Novel itu berawal dari ditangkapnya Raminten oleh polisi atas tuduhan membantu anaknya (Stambul) melakukan pembunuhan. Ia sendiri tidak dapat menyangkal atau membenarkan tuduhan itu karena tercekam oleh kebingungan dan penderitaan yang hebat. Berkat pendekatan yang ramah dan penuh pengertian dari seorang hakim wanita, bernama Ningrum, Raminten bersedia memberi keterangan. Akhirnya, Ningrum merasa yakin bahwa Raminten adalah ibu kandungnya dan berkat Ningrum juga, Raminten dibebaskan dari tuduhan, sedangkan Stambul dihukum lima tahun penjara.
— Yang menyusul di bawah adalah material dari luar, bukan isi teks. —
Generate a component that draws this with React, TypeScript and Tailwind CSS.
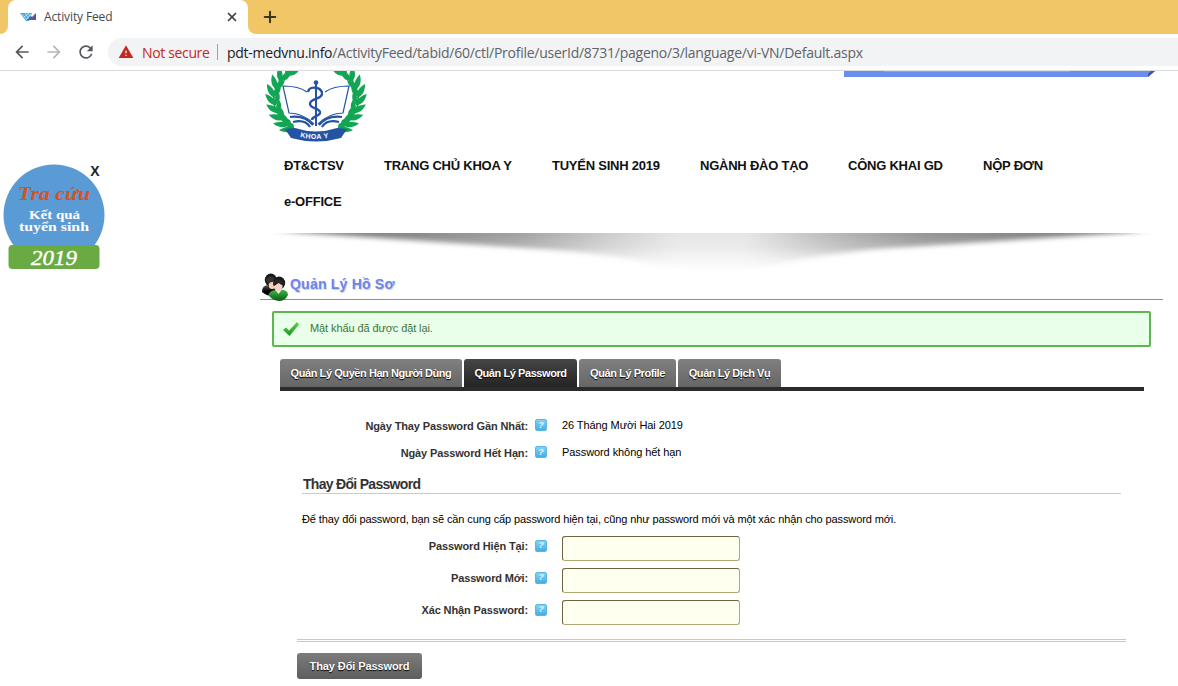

Kemiskinan telah membuat suami istri—Raminten dan Markeso—enggan memelihara anak kandungnya sendiri sehingga sampai anak yang kedua belas semuanya dijual kepada orang yang membutuhkan anak dengan harapan agar mendapatkan pemeliharaan yang layak, yang tidak mungkin diberikan olehnya sendiri yang penghasilannya hanya dari mengamen di jalanan. Namun, pada akhirnya keduanya sadar, bahwa mereka membutuhkan seorang pengasuh di hari tuanya. Oleh sebab itu, mereka berniat untuk memelihara sendiri anaknya yang ketiga belas.
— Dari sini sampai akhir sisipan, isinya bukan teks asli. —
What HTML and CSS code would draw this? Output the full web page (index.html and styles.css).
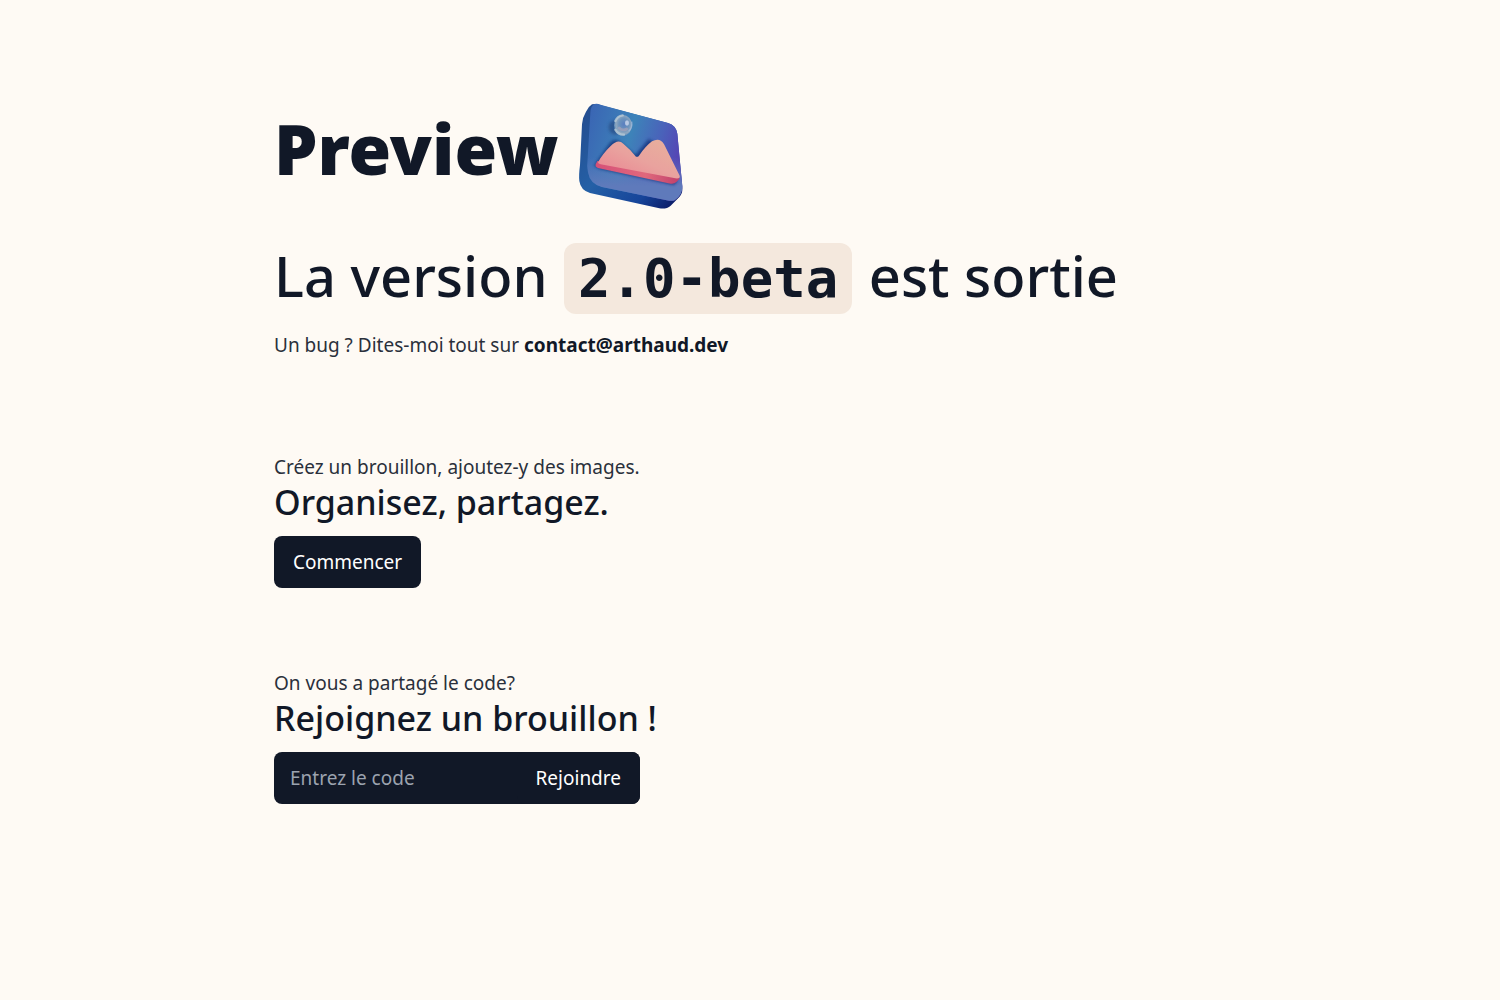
FILE: index.html
```html
<!DOCTYPE html>
<html lang="fr">
<head>
  <meta charset="utf-8">
  <meta name="viewport" content="width=device-width, initial-scale=1">
  <title>Preview</title>
  <link rel="stylesheet" href="styles.css">
</head>
<body>
  <main class="page">
    <header class="hero">
      <div class="brand">
        <h1 class="brand-name">Preview</h1>
        <svg class="brand-logo" viewBox="24 24 324 324" aria-hidden="true">
          <defs>
            <linearGradient id="side" x1="0" y1="0" x2="1" y2="1">
              <stop offset="0" stop-color="#244a8c"/>
              <stop offset=".45" stop-color="#2460a6"/>
              <stop offset=".75" stop-color="#17459a"/>
              <stop offset="1" stop-color="#080f58"/>
            </linearGradient>
            <linearGradient id="face" x1="0" y1=".2" x2="1" y2=".5">
              <stop offset="0" stop-color="#3a66b4"/>
              <stop offset=".45" stop-color="#3d83b9"/>
              <stop offset=".75" stop-color="#4a62ba"/>
              <stop offset="1" stop-color="#5742b4"/>
            </linearGradient>
            <linearGradient id="floor" x1="0" y1="0" x2="0" y2="1">
              <stop offset=".55" stop-color="#5f7abb" stop-opacity="0"/>
              <stop offset=".85" stop-color="#5f7abb"/>
            </linearGradient>
            <linearGradient id="peak" x1="0" y1="1" x2="1" y2="0">
              <stop offset="0" stop-color="#ea8090"/>
              <stop offset=".5" stop-color="#e9a29e"/>
              <stop offset="1" stop-color="#e8b29c"/>
            </linearGradient>
            <linearGradient id="edge" x1="0" y1="0" x2="1" y2="0">
              <stop offset="0" stop-color="#d65078"/>
              <stop offset=".6" stop-color="#e0687c"/>
              <stop offset="1" stop-color="#c0406c"/>
            </linearGradient>
            <radialGradient id="ball" cx=".55" cy=".45" r=".55">
              <stop offset="0" stop-color="#5a7fc0"/>
              <stop offset=".5" stop-color="#6c93bc"/>
              <stop offset=".8" stop-color="#90a8c0"/>
              <stop offset="1" stop-color="#5f8cba"/>
            </radialGradient>
            <filter id="soft" x="-20%" y="-20%" width="140%" height="140%">
              <feGaussianBlur stdDeviation="5"/>
            </filter>
          </defs>
          <path fill="url(#side)" d="M66 28Q76 25 90 30L294 84Q318 91 322 116L337 280Q338 296 328 306L302 332Q290 343 268 340L60 294Q32 286 28 258Q26 240 30 210L36 88Q37 68 48 50Q56 34 66 28Z"/>
          <path fill="url(#face)" d="M74 27Q82 25 94 30L294 84Q318 91 322 116L337 274Q338 300 314 316Q306 319 290 316L96 276Q60 267 54 232Q50 214 53 190L61 54Q62 32 74 27Z"/>
          <path fill="url(#floor)" d="M74 27Q82 25 94 30L294 84Q318 91 322 116L337 274Q338 300 314 316Q306 319 290 316L96 276Q60 267 54 232Q50 214 53 190L61 54Q62 32 74 27Z"/>
          <path fill="#102a72" opacity=".7" filter="url(#soft)" d="M72 212L118 146Q128 132 144 136L196 180L236 132L250 140L322 258L312 270L90 222Z"/>
          <ellipse cx="136" cy="97" rx="20" ry="22" fill="#20447c" opacity=".6" filter="url(#soft)"/>
          <path fill="url(#edge)" d="M82 198L77 208Q75 216 84 219L302 266Q312 268 319 261L328 252L326 236L94 200Z"/>
          <path fill="url(#peak)" d="M84 202Q98 176 122 153Q144 130 160 146Q182 164 198 185Q203 187 207 182Q226 154 246 139Q270 126 283 149L329 242Q332 252 316 250L92 208Q84 207 84 202Z"/>
          <ellipse cx="159" cy="91" rx="27" ry="31" fill="url(#ball)"/>
          <path d="M136 78Q142 63 158 61M136 104Q145 120 162 119" fill="none" stroke="#b9cbd6" stroke-width="7" stroke-linecap="round" opacity=".8"/>
          <path d="M148 99Q158 109 170 102" fill="none" stroke="#a8a3b8" stroke-width="8" stroke-linecap="round" opacity=".7"/>
          <ellipse cx="171" cy="84" rx="6" ry="8" fill="#b9c9e4"/>
          <path d="M185 80Q188 98 176 109" fill="none" stroke="#9db8d8" stroke-width="4" opacity=".8"/>
        </svg>
      </div>
      <h2 class="release">La version <code class="version">2.0-beta</code> est sortie</h2>
      <p class="text">Un bug ? Dites-moi tout sur <a class="mail" href="mailto:contact@arthaud.dev">contact@arthaud.dev</a></p>
    </header>

    <section class="block">
      <p class="text">Créez un brouillon, ajoutez-y des images.</p>
      <h3 class="block-title">Organisez, partagez.</h3>
      <button class="button" type="button">Commencer</button>
    </section>

    <section class="block">
      <p class="text">On vous a partagé le code?</p>
      <h3 class="block-title">Rejoignez un brouillon !</h3>
      <form class="join">
        <input class="join-input" type="text" placeholder="Entrez le code" aria-label="Entrez le code">
        <button class="button" type="submit">Rejoindre</button>
      </form>
    </section>
  </main>
</body>
</html>
```
FILE: styles.css
```css
* {
  box-sizing: border-box;
}

body {
  margin: 0;
  background: #fefaf4;
  color: #111827;
  font-family: "Segoe UI", "Noto Sans", "Open Sans", sans-serif;
}

h1,
h2,
h3,
p {
  margin: 0;
}

.page {
  display: flex;
  flex-direction: column;
  gap: 80px;
  max-width: 1024px;
  margin: 0 auto;
  padding: 103px 36px 96px;
}

.hero {
  padding-bottom: 14px;
}

.brand {
  display: flex;
  align-items: flex-start;
  gap: 19px;
}

.brand-name {
  padding-top: 9px;
  font-size: 69px;
  font-weight: 900;
  line-height: 72px;
}

.brand-logo {
  width: 108px;
  height: 108px;
}

.release {
  margin-top: 28px;
  font-size: 56px;
  font-weight: 500;
  line-height: 72px;
}

.version {
  margin: 0 2px;
  padding: 4px 14px;
  border-radius: 12px;
  background: #f4e8dd;
  font-family: "DejaVu Sans Mono", monospace;
  font-size: 54px;
  font-weight: 700;
}

.text {
  color: #2a303b;
  font-size: 19px;
  font-weight: 400;
  line-height: 28px;
}

.release + .text {
  margin-top: 16px;
}

.mail {
  color: #111827;
  font-weight: 700;
  text-decoration: none;
}

.block-title {
  font-size: 34px;
  font-weight: 500;
  line-height: 43px;
}

.button {
  height: 52px;
  padding: 0 19px;
  border: 0;
  border-radius: 8px;
  background: #111827;
  color: #fff;
  font: inherit;
  font-size: 19px;
  cursor: pointer;
}

.block .button,
.join {
  margin-top: 12px;
}

.block + .block {
  margin-top: 1px;
}

.join {
  display: flex;
  width: 366px;
  max-width: 100%;
  border-radius: 8px;
  background: #111827;
}

.join .button {
  margin-top: 0;
}

.join-input {
  flex: 1;
  min-width: 0;
  padding: 0 16px;
  border: 0;
  border-radius: 8px;
  background: transparent;
  color: #fff;
  font: inherit;
  font-size: 19px;
}

.join-input::placeholder {
  color: #9ca3af;
  opacity: 1;
}
```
Anak yang diharapkan itu tidak juga kunjung datang. Setelah diusahakan ke sana kemari dengan segala macam cara selama lebih dari dua tahun, Raminten melahirkan anak yang diberi nama Stambul. Anak itu sangat mengerikan rupanya. Markeso dapat mencintai Stambul karena ia sangat menyesal atas tindakannya telah menjual kedua belas anaknya. Sebaliknya, Raminten justru menyesali tindakan Markeso memelihara Stambul yang ternyata memang nakal dan jahat. Sebenarnya yang membuat Stambul jahat karena tidak dicintai ibunya. Di sisi lain, Raminten mengatakan, bahwa Stambul nakal dan jahat karena "keberatan" dengan namanya itu. Raminten yang tidak mencintai Stambul, akhirnya juga tidak dicintai oleh anaknya itu sehingga begitu Markeso meninggal, Stambul menjual ibunya kepada Babah Wong sebagai pelacur. Oleh karena Babah Wong yang impoten itu memperlakukan Raminten dengan kasar, Stambul pun membunuhnya. Akhirnya kedua orang itu masuk tahanan.
Melalui novel itu Muhammad Ali berpesan, bahwa anak bukan tempat sandaran hidup dan bukan barang komoditi. Anak merupakan titipan Tuhan yang harus dipelihara dengan tulus. Tuhan sendirilah yang akan memberikan rezekinya. Keikhlasan memelihara titipan Tuhan inilah yang akan membuat orang tua berbahagia di hari tuanya.
Sumardjo (1983) mengatakan bahwa judul novel itu telah dipilih dengan baik. Ia punya arti simbolik yang mewarnai isi seluruh novel. Ibu Kita Raminten bukan hanya ibu anak-anak yang tiga belas itu, juga mempunyai makna konotatif. Raminten adalah ibu kita, ibu Indonesia. Ia selalu melahirkan anak-anaknya, tetapi tidak pernah tumbuh baik di bawah asuhannya. Semua itu adalah akibat kemiskinan. Ia hidup dari meminta-minta. Namun, yang lebih tepat menurut Jakob ialah akibat ketidakikhlasan memelihara anak-anak sebagai titipan Tuhan seperti dipesankan oleh pengarangnya. Ketidakikhlasan menyebabkan ketidakmampuan mencintai sehingga ia tidak dapat menjadi ibu (wanita). Hidupnya tidak lebih dari seorang pelacur (betina). Oleh sebab itu, sebagai imbalannya ia pun dilacurkan oleh anaknya.
Maman S. Mahayana dkk. (1992) mengemukakan kesan, bahwa pengarang hendak menegaskan cinta kasih seorang ibu kepada anaknya yang tak akan pernah habis sampai akhir hayatnya. Meskipun anaknya itu amat jahat, nalurinya sebagai ibu memaafkan kejahatan dan kebejatan moral anaknya itu.